A Justiça e a Saúde Mental em primeira instância parecem áreas totalmente distintas. Mas será que realmente não têm pontos em comum? Pois bem, existe um ponto em que ambas se encontram.
Em Portugal, talvez exista a ideia na população que apenas pode haver a privação de liberdade em casos de condenação criminal. No entanto, ao abrigo da Lei da Saúde Mental a pessoa pode ver a sua liberdade retirada quando submetida a um internamento involuntário, mediante decisão médica e posteriormente validade por um juiz.
A saúde mental é essencial para o bem-estar geral e tem impacto direto na qualidade de vida. Segundo a Organização Mundial de Saúde, problemas de saúde mental são responsáveis por uma parte significativa da carga global de doenças, sendo a depressão uma das principais causas de incapacidade no mundo.
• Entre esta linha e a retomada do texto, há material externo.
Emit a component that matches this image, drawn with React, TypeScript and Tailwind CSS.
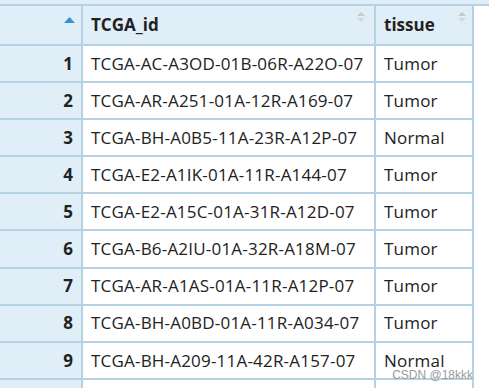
import React from "react";

const rows = [
  ["1", "TCGA-AC-A3OD-01B-06R-A22O-07", "Tumor"],
  ["2", "TCGA-AR-A251-01A-12R-A169-07", "Tumor"],
  ["3", "TCGA-BH-A0B5-11A-23R-A12P-07", "Normal"],
  ["4", "TCGA-E2-A1IK-01A-11R-A144-07", "Tumor"],
  ["5", "TCGA-E2-A15C-01A-31R-A12D-07", "Tumor"],
  ["6", "TCGA-B6-A2IU-01A-32R-A18M-07", "Tumor"],
  ["7", "TCGA-AR-A1AS-01A-11R-A12P-07", "Tumor"],
  ["8", "TCGA-BH-A0BD-01A-11R-A034-07", "Tumor"],
  ["9", "TCGA-BH-A209-11A-42R-A157-07", "Normal"],
];

function SortIcon() {
  return (
    <svg width="8" height="10" viewBox="0 0 8 10" className="shrink-0">
      <path d="M0 4 L4 0 L8 4 Z" fill="#c9c9c9" />
      <path d="M0 6 L4 10 L8 6 Z" fill="#d6d6d6" />
    </svg>
  );
}

export default function App() {
  return (
    <div
      className="relative w-[489px] h-[388px] overflow-hidden bg-white text-[#222]"
      style={{ fontFamily: '"Open Sans", "Liberation Sans", sans-serif' }}
    >
      <div className="h-[4px] bg-[#e0eef8]" />
      <div className="border-t-2 border-[#b6d3e5]" />

      <div className="w-[474px] border-r-2 border-[#b6d3e5]">
        {/* Header */}
        <div className="flex h-[40px] border-b-2 border-[#b6d3e5] bg-[#e0eef8]">
          <div className="relative w-[83px] shrink-0 border-r-2 border-[#b6d3e5]">
            <svg width="11" height="6" viewBox="0 0 11 6" className="absolute left-[64px] top-[11px]">
              <path d="M0 6 L5.5 0 L11 6 Z" fill="#3b8edb" />
            </svg>
          </div>
          <div className="relative flex w-[293px] shrink-0 items-center border-r-2 border-[#b6d3e5] pl-[8px] pr-[8px]">
            <span className="text-[17px] font-bold">TCGA_id</span>
            <div className="absolute right-[9px] top-[6px]">
              <SortIcon />
            </div>
          </div>
          <div className="relative flex flex-1 items-center pl-[8px]">
            <span className="text-[17px] font-bold">tissue</span>
            <div className="absolute right-[6px] top-[6px]">
              <SortIcon />
            </div>
          </div>
        </div>

        {/* Body */}
        {rows.map(([i, id, tissue]) => (
          <div key={i} className="flex h-[37.1px] border-b-2 border-[#b6d3e5]">
            <div className="flex w-[83px] shrink-0 items-center justify-end border-r-2 border-[#b6d3e5] bg-[#e0eef8] pr-[8px]">
              <span className="text-[17px] font-bold">{i}</span>
            </div>
            <div className="flex w-[293px] shrink-0 items-center border-r-2 border-[#b6d3e5] pl-[8px]">
              <span className="text-[17px] tracking-[0.2px] whitespace-nowrap">{id}</span>
            </div>
            <div className="flex flex-1 items-center pl-[8px]">
              <span className="text-[17px] tracking-[0.2px]">{tissue}</span>
            </div>
          </div>
        ))}
        <div className="flex h-[20px]">
          <div className="w-[83px] shrink-0 border-r-2 border-[#b6d3e5] bg-[#e0eef8]" />
          <div className="w-[293px] shrink-0 border-r-2 border-[#b6d3e5]" />
          <div className="flex-1" />
        </div>
      </div>

      <span
        className="absolute right-[16px] top-[366px] text-[12px] text-[#9a9a9a]"
        style={{ fontFamily: '"Liberation Sans", sans-serif' }}
      >
        CSDN @18kkk
      </span>
    </div>
  );
}
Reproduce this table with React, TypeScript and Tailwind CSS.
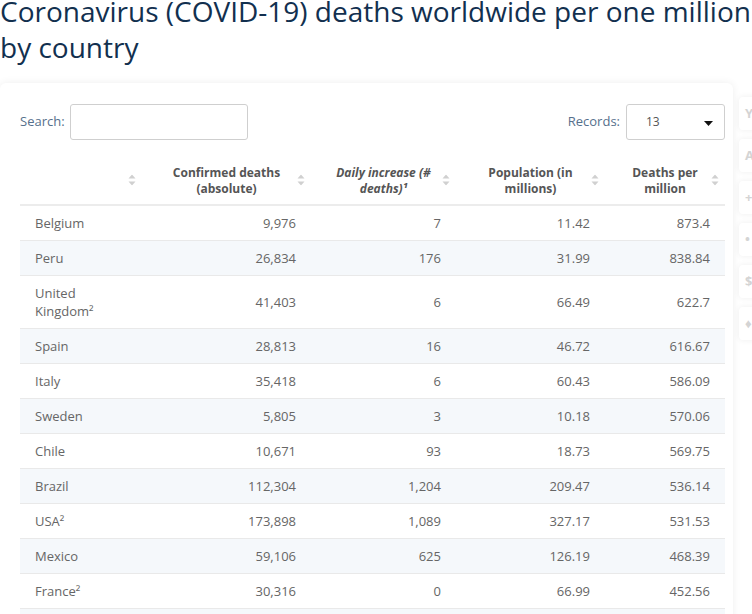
import React from "react";

const rows: [React.ReactNode, string, string, string, string][] = [
  ["Belgium", "9,976", "7", "11.42", "873.4"],
  ["Peru", "26,834", "176", "31.99", "838.84"],
  ["United Kingdom²", "41,403", "6", "66.49", "622.7"],
  ["Spain", "28,813", "16", "46.72", "616.67"],
  ["Italy", "35,418", "6", "60.43", "586.09"],
  ["Sweden", "5,805", "3", "10.18", "570.06"],
  ["Chile", "10,671", "93", "18.73", "569.75"],
  ["Brazil", "112,304", "1,204", "209.47", "536.14"],
  ["USA²", "173,898", "1,089", "327.17", "531.53"],
  ["Mexico", "59,106", "625", "126.19", "468.39"],
  ["France²", "30,316", "0", "66.99", "452.56"],
  ["Ecuador", "6,333", "12", "17.08", "370.79"],
  ["Bolivia", "4,474", "84", "11.35", "394.18"],
];

function SortIcon() {
  return (
    <svg
      className="absolute right-[6px] top-1/2 -translate-y-1/2"
      width="8"
      height="11"
      viewBox="0 0 8 11"
    >
      <path d="M4 0 L7.5 4 L0.5 4 Z" fill="#d0d0d0" />
      <path d="M4 11 L7.5 7 L0.5 7 Z" fill="#d0d0d0" />
    </svg>
  );
}

function Th({ children, italic }: { children?: React.ReactNode; italic?: boolean }) {
  return (
    <th
      className={`relative px-[15px] pt-[10px] pb-[7px] text-center align-middle text-[12px] font-bold leading-[16px] text-[#555] border-b-2 border-[#ececec] ${
        italic ? "italic" : ""
      }`}
    >
      {children}
      <SortIcon />
    </th>
  );
}

export default function App() {
  return (
    <div
      className="w-[752px] h-[614px] overflow-hidden bg-white"
      style={{ fontFamily: '"Open Sans", sans-serif' }}
    >
      <h1 className="mt-[-7px] text-[28px] leading-[36px] font-normal text-[#12304f] whitespace-nowrap">
        Coronavirus (COVID-19) deaths worldwide per one million
        <br />
        by country
      </h1>
      <div className="mt-[18px] flex gap-[6px]">
        <div className="w-[733px] shrink-0 rounded-md bg-white shadow-[0_0_8px_rgba(0,0,0,0.07)] pl-[20px] pr-[8px] pt-[21px] pb-[20px]">
          <div className="flex items-center justify-between w-[705px]">
            <div className="flex items-center gap-[5px]">
              <span className="text-[13px] text-[#56708c]">Search:</span>
              <div className="w-[178px] h-[36px] rounded-[3px] border border-[#cfcfcf] bg-white" />
            </div>
            <div className="flex items-center gap-[6px]">
              <span className="text-[13px] text-[#56708c]">Records:</span>
              <div className="relative w-[99px] h-[36px] rounded-[3px] border border-[#cfcfcf] bg-white flex items-center pl-[19px]">
                <span className="text-[12px] text-[#555]">13</span>
                <svg className="absolute right-[11px] top-[16px]" width="9" height="5" viewBox="0 0 9 5">
                  <path d="M0 0 L9 0 L4.5 5 Z" fill="#111" />
                </svg>
              </div>
            </div>
          </div>
          <table className="mt-[15px] w-[705px] table-fixed border-collapse">
            <colgroup>
              <col className="w-[122px]" />
              <col className="w-[169px]" />
              <col className="w-[145px]" />
              <col className="w-[149px]" />
              <col className="w-[120px]" />
            </colgroup>
            <thead>
              <tr>
                <Th />
                <Th>Confirmed deaths (absolute)</Th>
                <Th italic>Daily increase (# deaths)¹</Th>
                <Th>Population (in millions)</Th>
                <Th>Deaths per million</Th>
              </tr>
            </thead>
            <tbody>
              {rows.map((r, i) => (
                <tr key={i} className={i % 2 === 1 ? "bg-[#f5f8fb]" : "bg-white"}>
                  <td className="px-[15px] py-[8px] text-[13px] leading-[18px] text-[#666] border-b border-[#e9e9e9] text-left">
                    {r[0]}
                  </td>
                  {r.slice(1).map((c, j) => (
                    <td
                      key={j}
                      className="px-[15px] py-[8px] text-[13px] leading-[18px] text-[#666] border-b border-[#e9e9e9] text-right"
                    >
                      {c}
                    </td>
                  ))}
                </tr>
              ))}
            </tbody>
          </table>
        </div>
        <div className="flex flex-col gap-[9px] pt-[14px] shrink-0">
          {["Y", "A", "+", "•", "$", "♦"].map((g, i) => (
            <div
              key={i}
              className="w-[36px] h-[33px] rounded-[4px] bg-white shadow-[0_0_6px_rgba(0,0,0,0.07)] flex items-center pl-[6px]"
            >
              <span className="text-[13px] font-bold text-[#d4d4d4]">{g}</span>
            </div>
          ))}
        </div>
      </div>
    </div>
  );
}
Em Portugal, a prevalência de doenças mentais atinge 23,8% da população, destacando e reforçando a necessidade que existe em políticas e práticas eficazes para lidar com esta realidade.
Um dos maiores desafios que se coloca à pessoa com problemas de saúde mental prende-se com a adesão e a gestão do seu regime terapêutico.
De acordo com a Ordem dos Enfermeiros, a problemática inerente à não adesão ao tratamento, na pessoa com doença mental, conduz a graves consequências ao nível da saúde pública, contribuindo para o aumento da incidência e prevalência de diversas patologias, bem como para o aumento do número de internamentos hospitalares.
A gestão do regime terapêutico envolve a integração do tratamento na rotina diária. No entanto, dificuldades como a falta de informação, estigma social, efeitos adversos dos medicamentos, entre outras, comprometem essa adesão. Assim, pode-se agravar o quadro clínico, aumentar reinternamentos e onerar o sistema de saúde. Profissionais de saúde, especialmente os enfermeiros, desempenham um papel fundamental no apoio aos utentes, capacitando os mesmos para adquirir e desenvolver as competências necessárias à gestão eficaz do tratamento, promovendo a educação em saúde, a autonomia e a adesão ao regime terapêutico.
No contexto da saúde mental, o internamento involuntário é uma medida prevista por lei e ocorre quando existe a perceção do estado grave de compromisso mental da pessoa, que a impede de tomar decisões informadas sobre seu próprio tratamento. Normalmente, essa intervenção acontece quando há risco para a segurança da própria pessoa ou de terceiros, sendo sempre um recurso extremo.
A nova Lei da Saúde Mental (Lei n.º 35/2023) substitui a anterior legislação e introduz avanços, como a figura da “pessoa de confiança”, que representa um apoio para garantir os direitos e preferências da pessoa. Além disso, também reforça a obrigatoriedade de que o tratamento involuntário seja realizado preferencialmente em regime de ambulatório, reservando o internamento apenas para situações estritamente necessárias.
Embora o tratamento involuntário tenha o objetivo de proteger o utente e a sociedade, a sua aplicação levanta questões éticas complexas. A restrição da autonomia individual, ainda que em nome do princípio da beneficência, deve ser avaliada com prudência. O Conselho Nacional de Ética para as Ciências da Vida, defende que esta prática deve ser utilizada apenas como recurso excecional, assegurando ao máximo que a dignidade humana seja preservada. O respeito à singularidade da pessoa e à sua história de vida é essencial.
Outro ponto relevante é o impacto emocional e social do tratamento involuntário, tanto para a pessoa quanto para seus familiares. A transparência no processo, aliada a uma comunicação clara e empática, pode minimizar os efeitos negativos dessas intervenções. Além disso, é crucial que os sistemas de saúde forneçam suporte adequado, como recursos humanos e materiais, para garantir que o tratamento seja eficaz e respeitoso.
O grande desafio ético é equilibrar a necessidade de intervenção com a proteção da autonomia e dos direitos da pessoa. O internamento involuntário não deve ser entendido como punição, mas como medida para garantir um tratamento adequado em situações de grave comprometimento da saúde mental.
Por fim, a saúde mental exige atenção contínua, educação e recursos, assim como investimentos e políticas que assegurem avanços na prestação e na qualidade dos cuidados. A Enfermagem, como ciência e prática, tem o dever de proteger a dignidade e promover a autonomia da pessoa, contribuindo para a melhoria dos cuidados de saúde mental. Somente com um esforço conjunto entre profissionais, pacientes, famílias e legisladores será possível promover uma gestão eficiente do regime terapêutico e enfrentar os desafios impostos pela complexidade das doenças mentais.